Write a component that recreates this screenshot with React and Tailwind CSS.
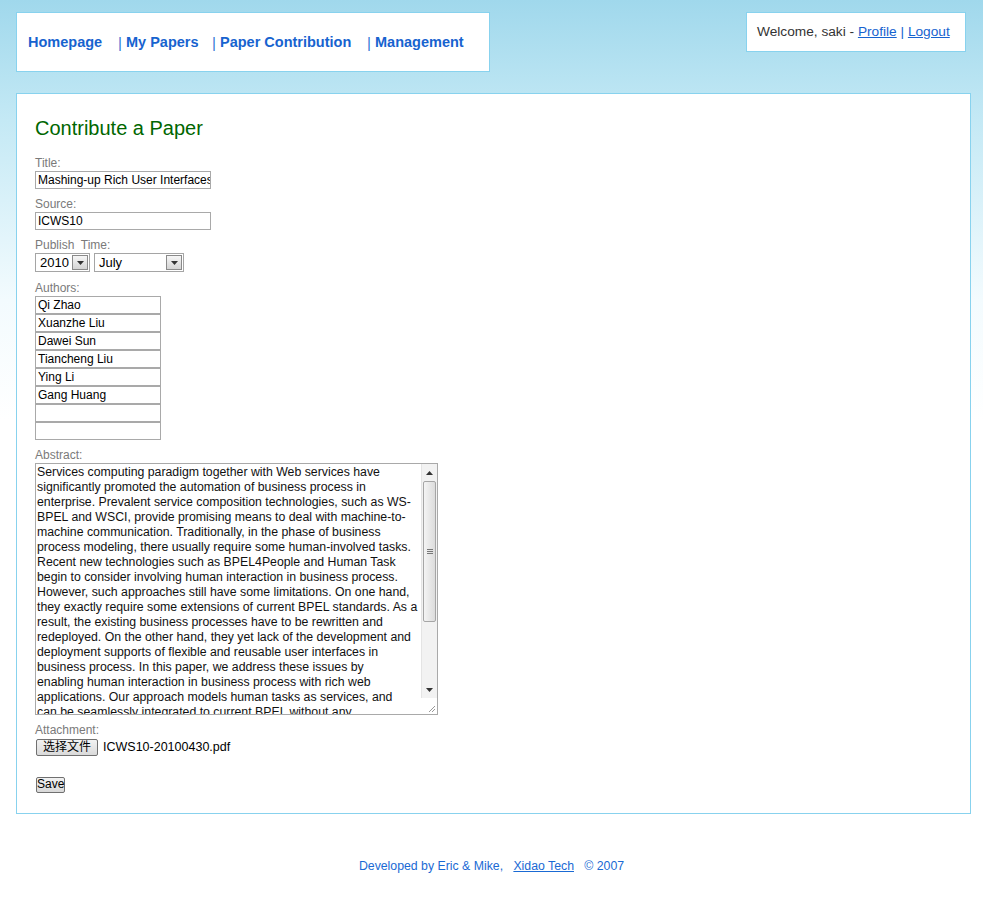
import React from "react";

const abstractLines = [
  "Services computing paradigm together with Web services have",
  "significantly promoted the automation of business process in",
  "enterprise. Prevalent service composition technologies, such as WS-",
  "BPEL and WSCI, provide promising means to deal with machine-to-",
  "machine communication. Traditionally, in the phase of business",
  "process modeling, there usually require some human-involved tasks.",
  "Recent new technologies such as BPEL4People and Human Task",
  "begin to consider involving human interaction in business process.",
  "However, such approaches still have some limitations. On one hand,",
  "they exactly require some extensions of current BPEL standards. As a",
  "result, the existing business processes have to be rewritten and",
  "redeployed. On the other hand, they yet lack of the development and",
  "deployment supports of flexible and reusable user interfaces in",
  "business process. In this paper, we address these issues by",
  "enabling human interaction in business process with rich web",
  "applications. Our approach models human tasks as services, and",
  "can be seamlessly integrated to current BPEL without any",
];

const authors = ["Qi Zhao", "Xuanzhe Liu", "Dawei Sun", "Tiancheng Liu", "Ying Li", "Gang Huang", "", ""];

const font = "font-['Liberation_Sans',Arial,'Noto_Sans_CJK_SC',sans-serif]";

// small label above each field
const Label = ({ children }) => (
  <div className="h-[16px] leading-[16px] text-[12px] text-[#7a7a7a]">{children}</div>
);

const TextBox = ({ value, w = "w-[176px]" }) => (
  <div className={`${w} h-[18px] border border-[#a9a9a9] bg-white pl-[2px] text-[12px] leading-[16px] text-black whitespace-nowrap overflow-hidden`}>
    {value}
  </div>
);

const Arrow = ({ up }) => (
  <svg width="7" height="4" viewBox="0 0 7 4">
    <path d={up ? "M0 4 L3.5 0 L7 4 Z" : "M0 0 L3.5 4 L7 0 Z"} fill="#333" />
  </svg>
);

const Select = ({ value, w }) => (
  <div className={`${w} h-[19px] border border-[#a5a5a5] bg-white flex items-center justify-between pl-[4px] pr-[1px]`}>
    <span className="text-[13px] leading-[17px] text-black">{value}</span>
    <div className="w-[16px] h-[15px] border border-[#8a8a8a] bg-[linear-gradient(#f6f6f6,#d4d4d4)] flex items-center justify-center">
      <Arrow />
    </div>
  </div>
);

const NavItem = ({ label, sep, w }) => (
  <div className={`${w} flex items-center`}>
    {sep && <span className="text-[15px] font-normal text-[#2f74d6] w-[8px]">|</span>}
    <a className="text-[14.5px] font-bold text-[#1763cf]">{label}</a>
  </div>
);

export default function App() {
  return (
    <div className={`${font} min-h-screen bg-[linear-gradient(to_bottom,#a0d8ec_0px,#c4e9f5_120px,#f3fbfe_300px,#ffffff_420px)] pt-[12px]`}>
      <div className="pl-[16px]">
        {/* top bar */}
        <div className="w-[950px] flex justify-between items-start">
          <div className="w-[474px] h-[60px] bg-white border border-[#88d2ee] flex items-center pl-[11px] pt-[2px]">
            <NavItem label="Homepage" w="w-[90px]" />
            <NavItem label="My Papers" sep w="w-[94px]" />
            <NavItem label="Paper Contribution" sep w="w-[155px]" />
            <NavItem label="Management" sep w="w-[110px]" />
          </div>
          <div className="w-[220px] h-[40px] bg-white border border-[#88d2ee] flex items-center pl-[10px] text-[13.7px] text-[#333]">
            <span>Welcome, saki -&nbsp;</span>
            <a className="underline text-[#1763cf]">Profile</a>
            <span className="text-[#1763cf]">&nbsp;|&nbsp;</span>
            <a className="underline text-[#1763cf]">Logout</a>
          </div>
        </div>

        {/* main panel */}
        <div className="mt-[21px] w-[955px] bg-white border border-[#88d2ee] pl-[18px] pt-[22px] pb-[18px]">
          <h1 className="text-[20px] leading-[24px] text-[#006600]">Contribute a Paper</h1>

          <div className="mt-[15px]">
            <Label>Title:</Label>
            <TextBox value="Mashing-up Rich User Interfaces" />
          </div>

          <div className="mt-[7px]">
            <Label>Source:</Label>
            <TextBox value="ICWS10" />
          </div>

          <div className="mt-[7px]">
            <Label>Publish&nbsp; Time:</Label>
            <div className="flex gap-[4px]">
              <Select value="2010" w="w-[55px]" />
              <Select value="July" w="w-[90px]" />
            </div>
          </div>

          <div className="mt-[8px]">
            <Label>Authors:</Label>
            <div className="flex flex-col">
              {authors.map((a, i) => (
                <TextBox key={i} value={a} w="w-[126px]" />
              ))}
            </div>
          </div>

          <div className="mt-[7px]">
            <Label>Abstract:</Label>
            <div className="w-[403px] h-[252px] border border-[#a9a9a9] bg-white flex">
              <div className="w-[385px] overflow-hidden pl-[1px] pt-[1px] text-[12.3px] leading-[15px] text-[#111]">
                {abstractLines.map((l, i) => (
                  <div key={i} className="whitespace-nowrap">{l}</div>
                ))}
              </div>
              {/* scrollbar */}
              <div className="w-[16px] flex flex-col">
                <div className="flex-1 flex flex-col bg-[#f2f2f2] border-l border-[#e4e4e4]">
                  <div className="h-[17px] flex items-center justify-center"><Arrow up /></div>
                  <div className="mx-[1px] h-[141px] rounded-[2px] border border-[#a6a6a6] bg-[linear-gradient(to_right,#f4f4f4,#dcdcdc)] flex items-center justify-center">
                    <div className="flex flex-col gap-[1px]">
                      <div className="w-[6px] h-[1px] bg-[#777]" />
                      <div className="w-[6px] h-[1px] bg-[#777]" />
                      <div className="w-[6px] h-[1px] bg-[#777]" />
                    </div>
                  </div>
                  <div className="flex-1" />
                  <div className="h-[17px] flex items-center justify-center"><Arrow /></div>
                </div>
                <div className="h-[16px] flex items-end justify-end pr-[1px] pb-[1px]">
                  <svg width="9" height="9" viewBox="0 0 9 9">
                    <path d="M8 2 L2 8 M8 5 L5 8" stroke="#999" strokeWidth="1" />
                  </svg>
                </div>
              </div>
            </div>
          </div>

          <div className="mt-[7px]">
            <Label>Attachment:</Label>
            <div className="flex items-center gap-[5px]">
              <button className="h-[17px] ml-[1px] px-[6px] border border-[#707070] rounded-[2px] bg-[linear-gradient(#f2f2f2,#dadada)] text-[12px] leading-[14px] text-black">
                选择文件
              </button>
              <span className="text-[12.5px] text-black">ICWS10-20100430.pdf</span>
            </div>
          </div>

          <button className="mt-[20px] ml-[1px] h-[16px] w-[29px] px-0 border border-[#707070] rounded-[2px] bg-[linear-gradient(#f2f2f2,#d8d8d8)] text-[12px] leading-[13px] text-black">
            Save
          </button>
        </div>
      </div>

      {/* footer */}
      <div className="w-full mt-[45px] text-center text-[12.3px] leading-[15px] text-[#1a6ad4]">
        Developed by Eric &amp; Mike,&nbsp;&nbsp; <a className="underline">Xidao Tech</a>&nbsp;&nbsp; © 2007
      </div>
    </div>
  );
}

■ Aim ■
Locate all lines in the listing above with the word "React" and copy them.

■ Written reply ■
Write a component that recreates this screenshot with React and Tailwind CSS.
import React from "react";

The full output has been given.